Being a long time fan of Grey's Anatomy I am well aware of Shonda's reoccurring theme of being alone and needing/wanting to have 'that person' in your life. I get it. I've been there; but it took moving 6000+ miles, uprooting my life, leaving behind some things and attempting to grow new things that I finally found not just my person but my tribe. I know this term, this word "tribe" is getting tossed around A LOT much like organic, gluten free, local but the word the essence of TRIBE is so powerful. Tribe comes from the Latin word, Tribus - and means group of like minded individuals, coming together for a common goal, theme, custom even belief. Isn't that what we're all looking for anyway? Your tribe can be your family, can be your friends and can most certainly be your community. You're not a band of thieves but you could be. You're not a group of conspiracy theorist, but again....you could be. Your tribe is what you make it - it's what you attract. I attract love, compassion, giving, authenticity, fun, blazing, creative, open, strong, colorful, hungry, devoted souls; and I'm getting that.
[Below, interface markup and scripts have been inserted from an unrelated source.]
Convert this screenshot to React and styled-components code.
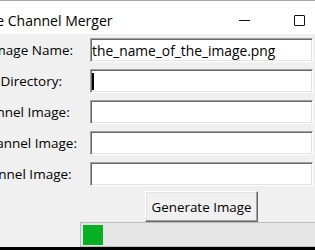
import React from "react";
import styled, { createGlobalStyle } from "styled-components";

const GlobalStyle = createGlobalStyle`
  html, body {
    margin: 0;
    padding: 0;
    background: #000;
  }
  body {
    font-family: "Open Sans", "Noto Sans", sans-serif;
  }
`;

const Viewport = styled.div`
  width: 315px;
  height: 250px;
  overflow: hidden;
  background: #000;
`;

const Window = styled.div`
  margin-left: -80px;
  width: 462px;
  height: 247px;
  overflow: hidden;
  background: #f0f0f0;
  border-top: 1px solid #a8a8a8;
  box-sizing: border-box;
  display: flex;
  flex-direction: column;
  & > * {
    flex-shrink: 0;
  }
`;

const TitleBar = styled.div`
  height: 33px;
  background: #fff;
  display: flex;
  align-items: center;
  padding-left: 44px;
`;

const Title = styled.span`
  flex: 1;
  font-size: 14px;
  color: #000;
  padding-top: 6px;
`;

const CaptionButton = styled.div`
  width: 55px;
  height: 100%;
  display: flex;
  align-items: center;
  justify-content: center;
`;

const MinGlyph = styled.span`
  width: 11px;
  height: 1px;
  margin-top: 6px;
  background: #111;
`;

const MaxGlyph = styled.span`
  width: 9px;
  height: 9px;
  margin-top: 5px;
  border: 1px solid #111;
  border-radius: 1px;
`;

const Columns = styled.div`
  display: grid;
  grid-template-columns: 1fr auto 13px 223px 69px;
`;

const Form = styled(Columns)`
  row-gap: 7px;
  padding-top: 4px;
`;

const Label = styled.span`
  grid-column: 2;
  justify-self: center;
  align-self: center;
  font-size: 13.5px;
  color: #000;
  white-space: nowrap;
`;

const Entry = styled.div`
  grid-column: 4;
  height: 24px;
  box-sizing: border-box;
  background: #fff;
  border-style: solid;
  border-width: 1px;
  border-color: #a0a0a0 #fff #fff #a0a0a0;
  box-shadow: inset 1px 1px 0 #696969, inset -1px -1px 0 #e3e3e3;
  display: flex;
  align-items: center;
  padding-left: 1px;
  font-size: 13.8px;
  color: #000;
  white-space: nowrap;
  overflow: hidden;
`;

const Caret = styled.span`
  width: 2px;
  height: 17px;
  background: #000;
`;

const Actions = styled(Columns)`
  padding-top: ${(p) => p.$gap || 0}px;
`;

const Button = styled.button`
  grid-column: 4;
  justify-self: center;
  width: 113px;
  height: 31px;
  box-sizing: border-box;
  background: #f0f0f0;
  border-style: solid;
  border-width: 1px;
  border-color: #fff #696969 #696969 #fff;
  box-shadow: inset -1px -1px 0 #a0a0a0, inset 1px 1px 0 #e3e3e3;
  font-family: inherit;
  font-size: 13.4px;
  color: #000;
  padding: 0;
`;

const Progress = styled.div`
  grid-column: 4 / 6;
  margin-left: -10px;
  height: 25px;
  box-sizing: border-box;
  border: 1px solid #bcbcbc;
  background: #e6e6e6;
  padding: 2px;
  display: flex;
`;

const Chunk = styled.div`
  width: 20px;
  height: 20px;
  background: #06b025;
`;

const fields = [
  { label: "Output Image Name:", value: "the_name_of_the_image.png" },
  { label: "Output Directory:", caret: true },
  { label: "Red Channel Image:" },
  { label: "Green Channel Image:" },
  { label: "Blue Channel Image:" },
];

export default function App() {
  return (
    <Viewport>
      <GlobalStyle />
      <Window>
        <TitleBar>
          <Title>Image Channel Merger</Title>
          <CaptionButton>
            <MinGlyph />
          </CaptionButton>
          <CaptionButton>
            <MaxGlyph />
          </CaptionButton>
          <CaptionButton />
        </TitleBar>
        <Form>
          {fields.map((f) => (
            <React.Fragment key={f.label}>
              <Label>{f.label}</Label>
              <Entry>
                {f.caret && <Caret />}
                {f.value}
              </Entry>
            </React.Fragment>
          ))}
        </Form>
        <Actions $gap={5}>
          <Button>Generate Image</Button>
        </Actions>
        <Actions>
          <Progress>
            <Chunk />
          </Progress>
        </Actions>
      </Window>
    </Viewport>
  );
}
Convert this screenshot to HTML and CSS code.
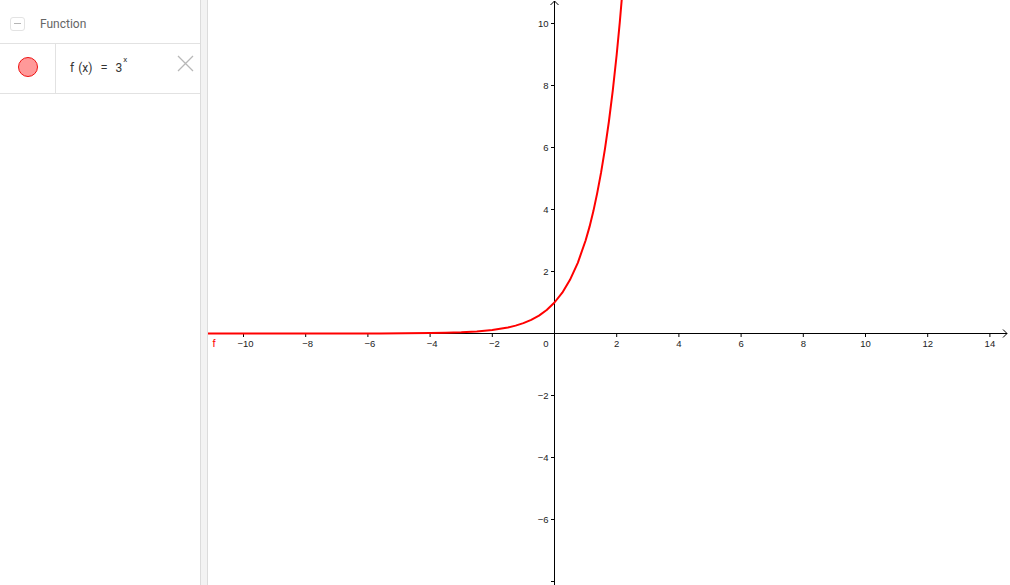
FILE: index.html
```html
<!DOCTYPE html>
<html>
<head>
<meta charset="utf-8">
<link rel="stylesheet" href="styles.css">
</head>
<body>
<div class="app">
  <aside class="panel">
    <div class="panel-header">
      <span class="collapse-btn"><span class="collapse-dash"></span></span>
      <span class="panel-title">Function</span>
    </div>
    <div class="item-row">
      <div class="item-marker"><span class="marker-dot"></span></div>
      <div class="item-formula">f<span class="paren">(x)</span><span class="eq">=</span>3<sup class="exp">x</sup></div>
      <div class="item-close">
        <svg width="17" height="17" viewBox="0 0 17 17"><path d="M1 1 L16 16 M16 1 L1 16" stroke="#b8b8b8" stroke-width="1.3" fill="none"/></svg>
      </div>
    </div>
  </aside>
  <div class="splitter"></div>
  <main class="graph">
    <svg class="graph-svg" width="802" height="585" viewBox="208 0 802 585">
      <g class="axes" stroke="#000" stroke-width="1" fill="none">
        <line x1="208" y1="333.5" x2="1007" y2="333.5"/>
        <line x1="554.5" y1="1" x2="554.5" y2="585"/>
        <polyline points="1003,329.5 1007,333.5 1003,337.5"/>
        <polyline points="550.5,5 554.5,1 558.5,5"/>
        <path d="M243.5 333.5v3.5 M305.7 333.5v3.5 M367.9 333.5v3.5 M430.1 333.5v3.5 M492.3 333.5v3.5 M616.7 333.5v3.5 M678.9 333.5v3.5 M741.1 333.5v3.5 M803.3 333.5v3.5 M865.5 333.5v3.5 M927.7 333.5v3.5 M989.9 333.5v3.5"/>
        <path d="M554.5 23.5h-3.5 M554.5 85.5h-3.5 M554.5 147.5h-3.5 M554.5 209.5h-3.5 M554.5 271.5h-3.5 M554.5 395.5h-3.5 M554.5 457.5h-3.5 M554.5 519.5h-3.5 M554.5 581.5h-3.5"/>
      </g>
      <g class="xlabels">
        <text x="245.5" y="347">−10</text>
        <text x="307.7" y="347">−8</text>
        <text x="369.9" y="347">−6</text>
        <text x="432.1" y="347">−4</text>
        <text x="494.3" y="347">−2</text>
        <text x="616.7" y="347">2</text>
        <text x="678.9" y="347">4</text>
        <text x="741.1" y="347">6</text>
        <text x="803.3" y="347">8</text>
        <text x="865.5" y="347">10</text>
        <text x="927.7" y="347">12</text>
        <text x="989.9" y="347">14</text>
      </g>
      <g class="ylabels">
        <text x="548.5" y="347">0</text>
        <text x="548.5" y="27">10</text>
        <text x="548.5" y="89">8</text>
        <text x="548.5" y="151">6</text>
        <text x="548.5" y="213">4</text>
        <text x="548.5" y="275">2</text>
        <text x="548.5" y="399">−2</text>
        <text x="548.5" y="461">−4</text>
        <text x="548.5" y="523">−6</text>
      </g>
      <polyline class="curve" points="208,333.5 380,333.4 430.1,333.1 445.7,332.8 461.3,332.35 476.8,331.5 492.3,330.06 507.9,327.53 515.6,325.6 523.4,323.17 531.2,319.9 539,315.6 546.7,309.95 554.5,302.5 562.3,292.7 570,279.8 577.8,262.84 585.6,240.5 589.5,226.9 593.4,211.1 597.2,193.1 601.1,172.4 605,148.7 608.9,121.5 612.8,90.4 616.7,54.5 619.8,22.1 622.9,-14.1"/>
      <text class="curve-label" x="212.5" y="347">f</text>
    </svg>
  </main>
</div>
</body>
</html>
```
FILE: styles.css
```css
html, body {
  margin: 0;
  padding: 0;
  background: #fff;
}
.app {
  display: flex;
  width: 1010px;
  height: 585px;
  overflow: hidden;
  font-family: Roboto, "Liberation Sans", sans-serif;
}
.panel {
  width: 200px;
  flex: none;
  display: flex;
  flex-direction: column;
}
.panel-header {
  height: 44px;
  box-sizing: border-box;
  border-bottom: 1px solid #e2e2e2;
  display: flex;
  align-items: center;
  padding-left: 10px;
}
.collapse-btn {
  width: 15px;
  height: 14px;
  box-sizing: border-box;
  border: 1px solid #e3e3e3;
  border-radius: 3px;
  display: flex;
  align-items: center;
  justify-content: center;
  margin-top: 4px;
}
.collapse-dash {
  width: 7px;
  height: 1px;
  background: #b5b5b5;
}
.panel-title {
  margin-left: 15px;
  font-size: 12px;
  color: #666;
  margin-top: 4px;
}
.item-row {
  height: 50px;
  box-sizing: border-box;
  border-bottom: 1px solid #e2e2e2;
  display: flex;
  align-items: stretch;
}
.item-marker {
  width: 56px;
  box-sizing: border-box;
  border-right: 1px solid #e2e2e2;
  display: flex;
  align-items: center;
  justify-content: center;
}
.marker-dot {
  width: 20px;
  height: 20px;
  box-sizing: border-box;
  border-radius: 50%;
  background: #ff9999;
  border: 1px solid #ee1111;
  margin-top: -4px;
}
.item-formula {
  flex: 1;
  display: flex;
  align-items: center;
  padding-left: 14px;
  font-size: 12px;
  color: #333;
  margin-top: -2px;
}
.paren {
  margin-left: 4px;
}
.eq {
  margin: 0 8px 0 8px;
  font-size: 13px;
}
.exp {
  font-size: 8px;
  align-self: flex-start;
  margin-top: 13px;
  margin-left: 1px;
}
.item-close {
  width: 23px;
  display: flex;
  align-items: flex-start;
  padding-top: 11px;
}
.splitter {
  width: 8px;
  flex: none;
  box-sizing: border-box;
  border-left: 1px solid #dcdcdc;
  border-right: 1px solid #dcdcdc;
  background: #f3f3f3;
}
.graph {
  flex: 1;
}
.graph-svg {
  display: block;
}
.xlabels text {
  font-family: "Liberation Sans", Arial, sans-serif;
  font-size: 9.5px;
  fill: #222;
  text-anchor: middle;
}
.ylabels text {
  font-family: "Liberation Sans", Arial, sans-serif;
  font-size: 9.5px;
  fill: #222;
  text-anchor: end;
}
.curve {
  fill: none;
  stroke: #ff0000;
  stroke-width: 2;
  stroke-linejoin: round;
}
.curve-label {
  font-family: "Liberation Sans", Arial, sans-serif;
  font-size: 11px;
  fill: #ff0000;
}
```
My heart is so full in this moment and all though I have to embrace, cherish and relish in THIS moment I know I also have to release in order to let more in. Yogi Brunch Club has opened and continues to open me up in so many ways - the people that I am having the opportunity to connect with on this project has blown me away. This is not, I repeat NOT a one woman show.
It is my goal this year to turn E.D.Y. into a B-corp, whether or not we can actually become certified I do not know but it is our intention that we continue to grow into a company that is bigger than profits but gives back, educates and inspires the world. When things are this good, you can't help but want to share it, right?